We have seen the enemy, and he is us. Maybe only five mass extinctions have occurred. But, some say, we're in the middle of No. 6. The difference is, this one's manmade. Species are disappearing as much as 1,000 times faster than the natural rate, accelerated by overhunting, overfishing, pollution, habitat destruction, and so on. This could have a calamitous effect on biodiversity's balance, upsetting the food chain and driving humans toward the brink of extinction. (Of course, there's always Soylent Green ...)

Nuclear holocaust. The post-Cold War world has seen significant reductions in nuclear arsenals, but there's still enough nuclear firepower in global stockpiles to destroy civilization many times over. Even if some life survived a global nuclear holocaust, the ensuing nuclear winter _ the day after _ would be a harsh time. Potassium iodide pills and fallout shelters wouldn't do much good.

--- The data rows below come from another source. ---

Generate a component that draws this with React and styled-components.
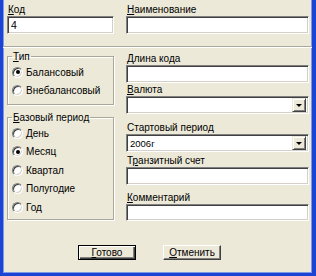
import React from "react";
import styled, { createGlobalStyle } from "styled-components";

const Global = createGlobalStyle`
  html, body { margin: 0; padding: 0; background: #ECE9D8; }
  * { box-sizing: border-box; }
`;

const Window = styled.div`
  width: 316px;
  height: 276px;
  background: #ECE9D8;
  border-left: 3px solid #1B43D4;
  border-right: 4px solid #1B43D4;
  border-bottom: 3px solid #1B43D4;
  box-shadow: inset 1px 0 0 #7D98E6, inset -1px 0 0 #7D98E6, inset 0 -1px 0 #7D98E6;
  display: flex;
  flex-direction: column;
  font-family: "Liberation Sans", Arial, sans-serif;
  font-size: 10px;
  color: #000;
`;

const Columns = styled.div`
  display: grid;
  grid-template-columns: 107px 183px;
  column-gap: 12px;
  padding: ${(p) => p.$pad || "0 3px 0 4px"};
`;

const Col = styled.div`
  display: flex;
  flex-direction: column;
`;

const Label = styled.div`
  height: 12px;
  line-height: 12px;
  padding-left: 1px;
  white-space: nowrap;
  margin-top: ${(p) => p.$mt || 0}px;
`;

const Input = styled.div`
  height: ${(p) => p.$h || 18}px;
  background: #fff;
  border-top: 1px solid #808080;
  border-left: 1px solid #808080;
  border-right: 1px solid #fff;
  border-bottom: 1px solid #fff;
  box-shadow: inset 1px 1px 0 #404040, inset -1px -1px 0 #D4D0C8;
  padding: 0 3px;
  display: flex;
  align-items: center;
  font-size: ${(p) => p.$fs || 10.5}px;
`;

const Select = styled(Input)`
  padding-right: 2px;
  justify-content: space-between;
`;

const DropButton = styled.div`
  width: 14px;
  height: 14px;
  background: #ECE9D8;
  border-top: 1px solid #ECE9D8;
  border-left: 1px solid #ECE9D8;
  border-right: 1px solid #404040;
  border-bottom: 1px solid #404040;
  box-shadow: inset 1px 1px 0 #fff, inset -1px -1px 0 #808080;
  display: flex;
  align-items: center;
  justify-content: center;
`;

const Arrow = styled.span`
  width: 0;
  height: 0;
  border-left: 3px solid transparent;
  border-right: 3px solid transparent;
  border-top: 3px solid #000;
  margin-top: 1px;
`;

const Separator = styled.div`
  height: 2px;
  margin-top: 12px;
  border-top: 1px solid #ACA899;
  border-bottom: 1px solid #fff;
`;

const Group = styled.fieldset`
  margin: ${(p) => p.$mt || 0}px 0 0 0;
  padding: 0 4px ${(p) => p.$pb || 4}px 4px;
  border: 1px solid #ACA899;
  box-shadow: inset 1px 1px 0 #fff, 1px 1px 0 #fff;
  min-width: 0;
`;

const Legend = styled.legend`
  padding: 0 1px;
  height: 13px;
  line-height: 13px;
`;

const RadioRow = styled.div`
  height: ${(p) => p.$h || 18}px;
  display: flex;
  align-items: center;
  gap: 3px;
`;

const RadioCircle = styled.span`
  position: relative;
  width: 11px;
  height: 11px;
  border-radius: 50%;
  background: #fff;
  border: 1px solid;
  border-color: #808080 #fff #fff #808080;
  box-shadow: inset 1px 1px 0 #404040, inset -1px -1px 0 #D4D0C8;
  flex: none;

  &::after {
    content: "";
    display: ${(p) => (p.$checked ? "block" : "none")};
    position: absolute;
    left: 2.5px;
    top: 2.5px;
    width: 4px;
    height: 4px;
    border-radius: 50%;
    background: #000;
  }
`;

const ButtonRow = styled.div`
  display: flex;
  gap: 27px;
  padding-left: 75px;
  margin-top: auto;
  margin-bottom: 13px;
`;

const Button = styled.div`
  width: 58px;
  height: 15px;
  background: #ECE9D8;
  display: flex;
  align-items: center;
  justify-content: center;
  border: 1px solid;
  border-color: ${(p) => (p.$default ? "#000" : "#fff #404040 #404040 #fff")};
  box-shadow: ${(p) =>
    p.$default
      ? "inset 1px 1px 0 #fff, inset -1px -1px 0 #404040, inset -2px -2px 0 #808080"
      : "inset -1px -1px 0 #808080"};
  line-height: 12px;
`;

const Radio = ({ checked, children, h }) => (
  <RadioRow $h={h}>
    <RadioCircle $checked={checked} />
    <span>{children}</span>
  </RadioRow>
);

const Combo = ({ children }) => (
  <Select $fs={9.5}>
    <span>{children}</span>
    <DropButton>
      <Arrow />
    </DropButton>
  </Select>
);

export default function App() {
  return (
    <>
      <Global />
      <Window>
        <Columns $pad="4px 3px 0 4px">
          <Col>
            <Label>
              <u>К</u>од
            </Label>
            <Input>4</Input>
          </Col>
          <Col>
            <Label>
              <u>Н</u>аименование
            </Label>
            <Input />
          </Col>
        </Columns>
        <Separator />
        <Columns>
          <Col>
            <Group $mt={2} $pb={5}>
              <Legend>
                <u>Т</u>ип
              </Legend>
              <Radio checked>Балансовый</Radio>
              <Radio>Внебалансовый</Radio>
            </Group>
            <Group $mt={6} $pb={2}>
              <Legend>
                <u>Б</u>азовый период
              </Legend>
              <Radio h={18.5}>День</Radio>
              <Radio h={18.5} checked>
                Месяц
              </Radio>
              <Radio h={18.5}>Квартал</Radio>
              <Radio h={18.5}>Полугодие</Radio>
              <Radio h={18.5}>Год</Radio>
            </Group>
          </Col>
          <Col>
            <Label $mt={5}>
              <u>Д</u>лина кода
            </Label>
            <Input />
            <Label $mt={1}>
              <u>В</u>алюта
            </Label>
            <Combo />
            <Label $mt={8}>Стартовый период</Label>
            <Combo>2006г</Combo>
            <Label $mt={3}>
              Т<u>р</u>анзитный счет
            </Label>
            <Input />
            <Label $mt={7}>
              <u>К</u>омментарий
            </Label>
            <Input $h={17} />
          </Col>
        </Columns>
        <ButtonRow>
          <Button $default>
            <span>
              <u>Г</u>отово
            </span>
          </Button>
          <Button>
            <span>
              <u>О</u>тменить
            </span>
          </Button>
        </ButtonRow>
      </Window>
    </>
  );
}
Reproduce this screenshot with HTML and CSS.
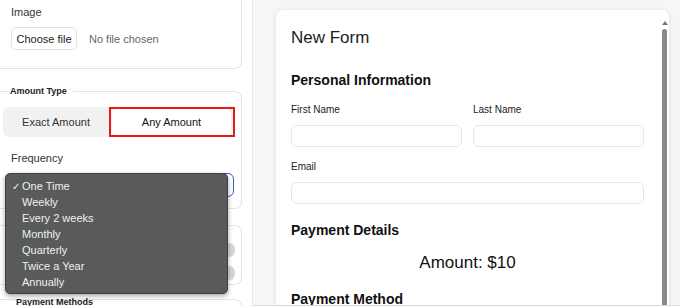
FILE: index.html
```html
<!DOCTYPE html>
<html>
<head>
<meta charset="utf-8">
<link rel="stylesheet" href="styles.css">
</head>
<body>
<div class="page">
  <aside class="side">
    <section class="card image-card">
      <div class="lbl">Image</div>
      <div class="file-row">
        <span class="file-btn">Choose file</span>
        <span class="file-none">No file chosen</span>
      </div>
    </section>

    <fieldset class="amount">
      <legend>Amount Type</legend>
      <div class="segment">
        <span class="seg">Exact Amount</span>
        <span class="seg-hl"><span class="seg active">Any Amount</span></span>
      </div>
      <div class="lbl freq">Frequency</div>
      <div class="select-wrap">
        <div class="select"></div>
        <ul class="dropdown">
          <li><span class="chk">✓</span>One Time</li>
          <li><span class="chk"></span>Weekly</li>
          <li><span class="chk"></span>Every 2 weeks</li>
          <li><span class="chk"></span>Monthly</li>
          <li><span class="chk"></span>Quarterly</li>
          <li><span class="chk"></span>Twice a Year</li>
          <li><span class="chk"></span>Annually</li>
        </ul>
      </div>
    </fieldset>

    <section class="card toggles">
      <div class="tog-row"><span class="knob"></span></div>
      <div class="tog-row"><span class="knob"></span></div>
    </section>

    <section class="card methods">
      <div class="methods-title">Payment Methods</div>
    </section>
  </aside>

  <main class="preview">
    <div class="form-card">
      <div class="form-body">
        <h1 class="title">New Form</h1>
        <h2 class="sec">Personal Information</h2>
        <div class="row">
          <div class="field">
            <label>First Name</label>
            <div class="input"></div>
          </div>
          <div class="field">
            <label>Last Name</label>
            <div class="input"></div>
          </div>
        </div>
        <div class="field email">
          <label>Email</label>
          <div class="input"></div>
        </div>
        <h2 class="sec pay">Payment Details</h2>
        <div class="amount-val">Amount: $10</div>
        <h2 class="sec method">Payment Method</h2>
      </div>
      <div class="scrollbar">
        <span class="arrow"></span>
        <span class="thumb"></span>
      </div>
    </div>
  </main>
</div>
</body>
</html>
```

FILE: styles.css
```css
* { box-sizing: border-box; }
html, body {
  margin: 0;
  padding: 0;
  width: 680px;
  height: 306px;
  overflow: hidden;
  background: #fff;
  font-family: "Liberation Sans", Arial, sans-serif;
}
.page {
  display: flex;
  height: 306px;
  overflow: hidden;
}
.side {
  width: 242px;
  height: 306px;
  margin-right: 10px;
  flex: none;
  display: flex;
  flex-direction: column;
  overflow: hidden;
}
.side > * { flex: none; }
.card {
  border: 1px solid #e4e4e4;
  border-left: none;
  border-radius: 0 7px 7px 0;
  background: #fff;
}
.image-card {
  border-top: none;
  height: 69px;
  padding: 5px 0 0 11px;
  border-radius: 0 0 7px 0;
}
.lbl {
  font-size: 11px;
  color: #333;
  line-height: 14px;
}
.file-row {
  display: flex;
  align-items: center;
  margin-top: 8px;
}
.file-btn {
  display: inline-flex;
  align-items: center;
  justify-content: center;
  width: 66px;
  height: 23px;
  border: 1px solid #e2e2e2;
  border-radius: 5px;
  font-size: 11px;
  color: #222;
}
.file-none {
  font-size: 11px;
  color: #666;
  margin-left: 12px;
}
.amount {
  margin: 16px 0 0 0;
  padding: 10px 6px 10px 3px;
  border: 1px solid #e4e4e4;
  border-left: none;
  border-radius: 0 7px 7px 0;
  min-width: 0;
  height: 124px;
}
.amount legend {
  font-size: 9px;
  font-weight: bold;
  color: #222;
  padding: 0 6px 0 0;
  margin-left: 7px;
  line-height: 12px;
}
.segment {
  display: flex;
  height: 30px;
  background: #f1f1f1;
  border-radius: 6px;
  width: 232px;
}
.seg {
  flex: 1;
  display: flex;
  align-items: center;
  justify-content: center;
  font-size: 11px;
  color: #333;
}
.seg-hl {
  flex: none;
  width: 126px;
  display: flex;
  border: 2px solid #e41b1b;
  padding: 0 2px 0 1px;
}
.seg.active {
  background: #fff;
  border-radius: 4px;
  color: #111;
}
.freq {
  margin: 14px 0 0 8px;
}
.select-wrap {
  position: relative;
  margin: 8px 0 0 4px;
}
.select {
  height: 24px;
  width: 227px;
  border: 1.5px solid #3a5cbf;
  border-radius: 6px;
}
.dropdown {
  position: absolute;
  left: -2px;
  top: 0;
  width: 223px;
  margin: 0;
  padding: 4px 0 3px 0;
  list-style: none;
  background: #595a5a;
  border: 1px solid #3e3e3e;
  border-radius: 5px;
  box-shadow: 0 2px 5px rgba(0,0,0,0.35);
  z-index: 3;
}
.dropdown li {
  display: flex;
  align-items: center;
  height: 16px;
  font-size: 11px;
  color: #f0f0f0;
  padding-left: 6px;
}
.chk {
  width: 10px;
  font-size: 10px;
}
.toggles {
  margin-top: 16px;
  height: 60px;
  padding: 17px 6px 0 0;
  display: flex;
  flex-direction: column;
  align-items: flex-end;
  gap: 9px;
}
.tog-row { height: 14px; }
.knob {
  display: block;
  width: 12px;
  height: 14px;
  border-radius: 7px;
  background: #d6d6d6;
}
.methods {
  margin-top: 14px;
  height: 20px;
  border-bottom: none;
  border-radius: 0 7px 0 0;
  padding: 0 0 0 16px;
}
.methods-title {
  font-size: 9px;
  font-weight: bold;
  color: #222;
  margin-top: -3px;
}
.preview {
  flex: 1;
  background: #f6f6f6;
  border-left: 1px solid #e6e6e6;
  border-bottom: 1px solid #dedede;
  padding: 9px 10px 0 22px;
  display: flex;
}
.form-card {
  flex: 1;
  background: #fff;
  border: 1px solid #ececec;
  border-bottom: none;
  border-radius: 8px 8px 0 0;
  box-shadow: 0 1px 4px rgba(0,0,0,0.06);
  display: flex;
  overflow: hidden;
}
.form-body {
  flex: 1;
  padding: 0 17px 0 15px;
}
.title {
  font-size: 17px;
  font-weight: normal;
  color: #1c1c1c;
  margin: 18px 0 0 0;
  line-height: 20px;
}
.sec {
  font-size: 14px;
  font-weight: bold;
  color: #111;
  margin: 0;
  line-height: 18px;
}
.title + .sec { margin-top: 23px; }
.row {
  display: flex;
  gap: 11px;
  margin-top: 15px;
}
.field { flex: 1; display: flex; flex-direction: column; }
.field label {
  font-size: 10px;
  color: #222;
  line-height: 12px;
}
.input {
  margin-top: 9px;
  height: 22px;
  border: 1px solid #e6e6e6;
  border-radius: 6px;
}
.email { margin-top: 14px; }
.pay { margin-top: 17px; }
.amount-val {
  text-align: center;
  font-size: 17px;
  color: #111;
  margin-top: 14px;
  line-height: 20px;
}
.method { margin-top: 17px; }
.scrollbar {
  width: 7px;
  flex: none;
  display: flex;
  flex-direction: column;
  align-items: center;
  padding-top: 11px;
  margin-right: 1px;
}
.arrow {
  width: 0;
  height: 0;
  border-left: 3px solid transparent;
  border-right: 3px solid transparent;
  border-bottom: 4px solid #777;
}
.thumb {
  margin-top: 4px;
  flex: 1;
  width: 5px;
  background: #8a8a8a;
  border-radius: 3px 3px 0 0;
}
```
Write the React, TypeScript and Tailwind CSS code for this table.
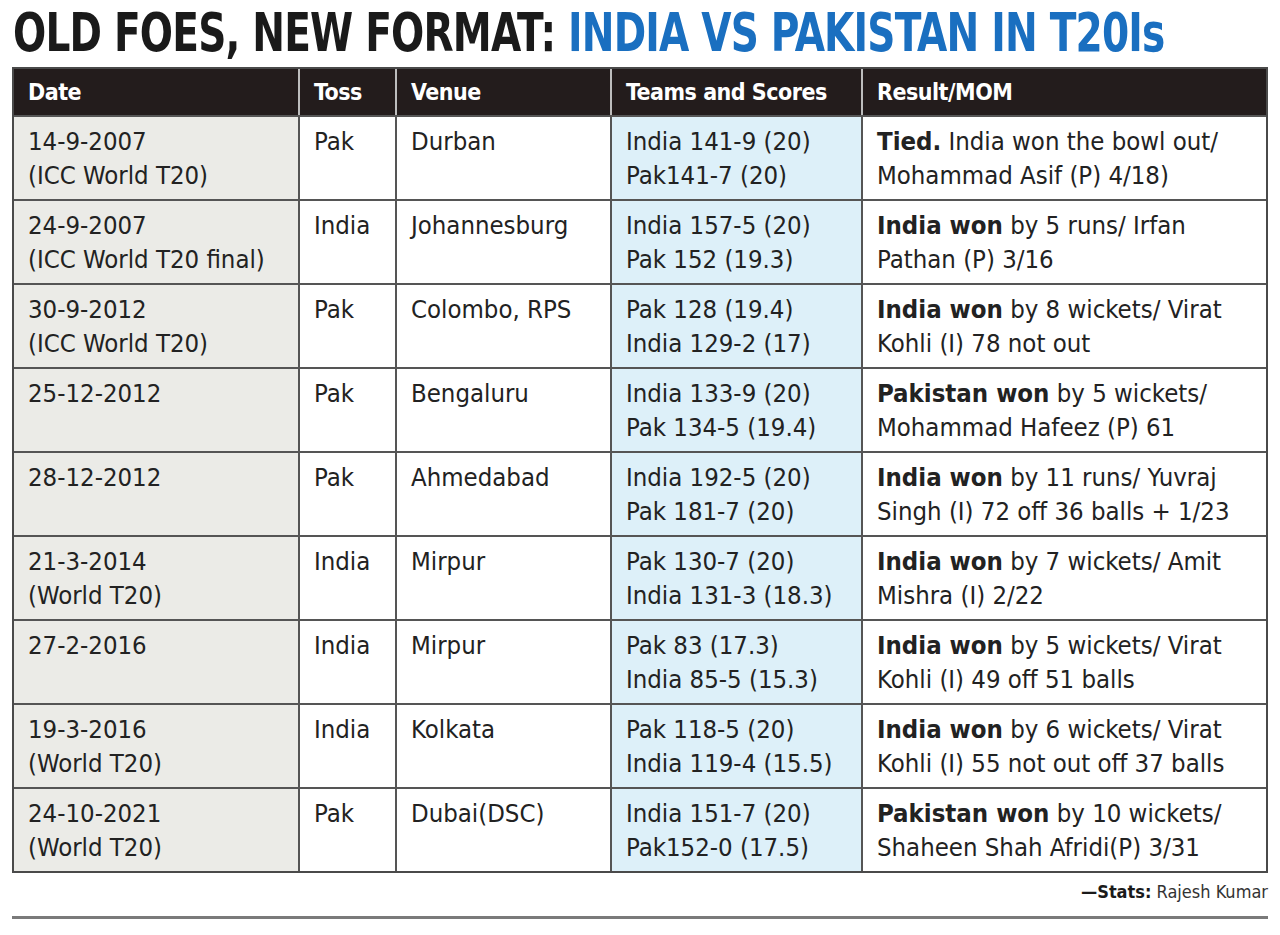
import React from "react";

type Row = {
  date: string;
  event?: string;
  toss: string;
  venue: string;
  s1: string;
  s2: string;
  bold: string;
  rest1: string;
  line2: string;
};

const rows: Row[] = [
  { date: "14-9-2007", event: "(ICC World T20)", toss: "Pak", venue: "Durban", s1: "India 141-9 (20)", s2: "Pak141-7 (20)", bold: "Tied.", rest1: " India won the bowl out/", line2: "Mohammad Asif (P) 4/18)" },
  { date: "24-9-2007", event: "(ICC World T20 final)", toss: "India", venue: "Johannesburg", s1: "India 157-5 (20)", s2: "Pak 152 (19.3)", bold: "India won", rest1: " by 5 runs/ Irfan", line2: "Pathan (P) 3/16" },
  { date: "30-9-2012", event: "(ICC World T20)", toss: "Pak", venue: "Colombo, RPS", s1: "Pak 128 (19.4)", s2: "India 129-2 (17)", bold: "India won", rest1: " by 8 wickets/ Virat", line2: "Kohli (I) 78 not out" },
  { date: "25-12-2012", toss: "Pak", venue: "Bengaluru", s1: "India 133-9 (20)", s2: "Pak 134-5 (19.4)", bold: "Pakistan won", rest1: " by 5 wickets/", line2: "Mohammad Hafeez (P) 61" },
  { date: "28-12-2012", toss: "Pak", venue: "Ahmedabad", s1: "India 192-5 (20)", s2: "Pak 181-7 (20)", bold: "India won", rest1: " by 11 runs/ Yuvraj", line2: "Singh (I) 72 off 36 balls + 1/23" },
  { date: "21-3-2014", event: "(World T20)", toss: "India", venue: "Mirpur", s1: "Pak 130-7 (20)", s2: "India 131-3 (18.3)", bold: "India won", rest1: " by 7 wickets/ Amit", line2: "Mishra (I) 2/22" },
  { date: "27-2-2016", toss: "India", venue: "Mirpur", s1: "Pak 83 (17.3)", s2: "India 85-5 (15.3)", bold: "India won", rest1: " by 5 wickets/ Virat", line2: "Kohli (I) 49 off 51 balls" },
  { date: "19-3-2016", event: "(World T20)", toss: "India", venue: "Kolkata", s1: "Pak 118-5 (20)", s2: "India 119-4 (15.5)", bold: "India won", rest1: " by 6 wickets/ Virat", line2: "Kohli (I) 55 not out off 37 balls" },
  { date: "24-10-2021", event: "(World T20)", toss: "Pak", venue: "Dubai(DSC)", s1: "India 151-7 (20)", s2: "Pak152-0 (17.5)", bold: "Pakistan won", rest1: " by 10 wickets/", line2: "Shaheen Shah Afridi(P) 3/31" },
];

const bodyFont = { fontFamily: '"DejaVu Sans Condensed", "Liberation Sans Narrow", "DejaVu Sans", sans-serif' };

export default function App() {
  return (
    <div className="w-[1280px] h-[935px] bg-white overflow-hidden" style={bodyFont}>
      <div className="h-[67px] pl-[13px] pt-[5px] overflow-hidden">
        <h1 className="inline-block origin-left scale-x-[0.82] text-[53px] leading-[56px] font-bold tracking-[-1px] text-[#1a1a1a] whitespace-nowrap">
          OLD FOES, NEW FORMAT: <span className="text-[#1a6fc0]">INDIA VS PAKISTAN IN T20Is</span>
        </h1>
      </div>
      <div className="ml-[12px] w-[1256px] border-2 border-[#4a4a4a]">
        <div className="grid grid-cols-[284px_97px_215px_251px_1fr] h-[46px] bg-[#231c1c] text-white font-bold text-[23px] tracking-[-0.5px] leading-[46px]">
          <div className="pl-[14px]">Date</div>
          <div className="pl-[14px] border-l-2 border-[#bdbdbd]">Toss</div>
          <div className="pl-[14px] border-l-2 border-[#bdbdbd]">Venue</div>
          <div className="pl-[14px] border-l-2 border-[#bdbdbd]">Teams and Scores</div>
          <div className="pl-[14px] border-l-2 border-[#bdbdbd]">Result/MOM</div>
        </div>
        {rows.map((r, i) => (
          <div
            key={i}
            className="grid grid-cols-[284px_97px_215px_251px_1fr] h-[84px] border-t-2 border-[#555555] text-[25.5px] leading-[34px] text-[#222222]"
          >
            <div className="bg-[#ebebe7] pl-[14px] pt-[7px]">
              <div>{r.date}</div>
              {r.event && <div>{r.event}</div>}
            </div>
            <div className="bg-white pl-[14px] pt-[7px] border-l-2 border-[#555555]">{r.toss}</div>
            <div className="bg-white pl-[14px] pt-[7px] border-l-2 border-[#555555]">{r.venue}</div>
            <div className="bg-[#ddf0f9] pl-[14px] pt-[7px] border-l-2 border-[#555555]">
              <div>{r.s1}</div>
              <div>{r.s2}</div>
            </div>
            <div className="bg-white pl-[14px] pt-[7px] border-l-2 border-[#555555]">
              <div className="whitespace-nowrap">
                <span className="font-bold">{r.bold}</span>
                {r.rest1}
              </div>
              <div className="whitespace-nowrap">{r.line2}</div>
            </div>
          </div>
        ))}
      </div>
      <div className="w-[1268px] text-right text-[18px] leading-[24px] pt-[7px] text-[#333333]">
        <span className="font-bold text-[#1a1a1a]">—Stats:</span> Rajesh Kumar
      </div>
      <div className="ml-[12px] mt-[12px] w-[1256px] h-[3px] bg-[#7a7a7a]" />
    </div>
  );
}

It came from outer space! Killer asteroids and other external events. But maybe human foolishness won't be our ultimate undoing, after all. The end of the world as we know it could be of extraplanetary origin. We know for sure that asteroids will collide with Earth. What's uncertain is when, where, and how big they'll be. Or maybe the sun's enormous solar flare belches _ coronal mass ejections _ will somehow cause our demise. Or most exciting of all _ alien attack. The end of the world, but without the guilt.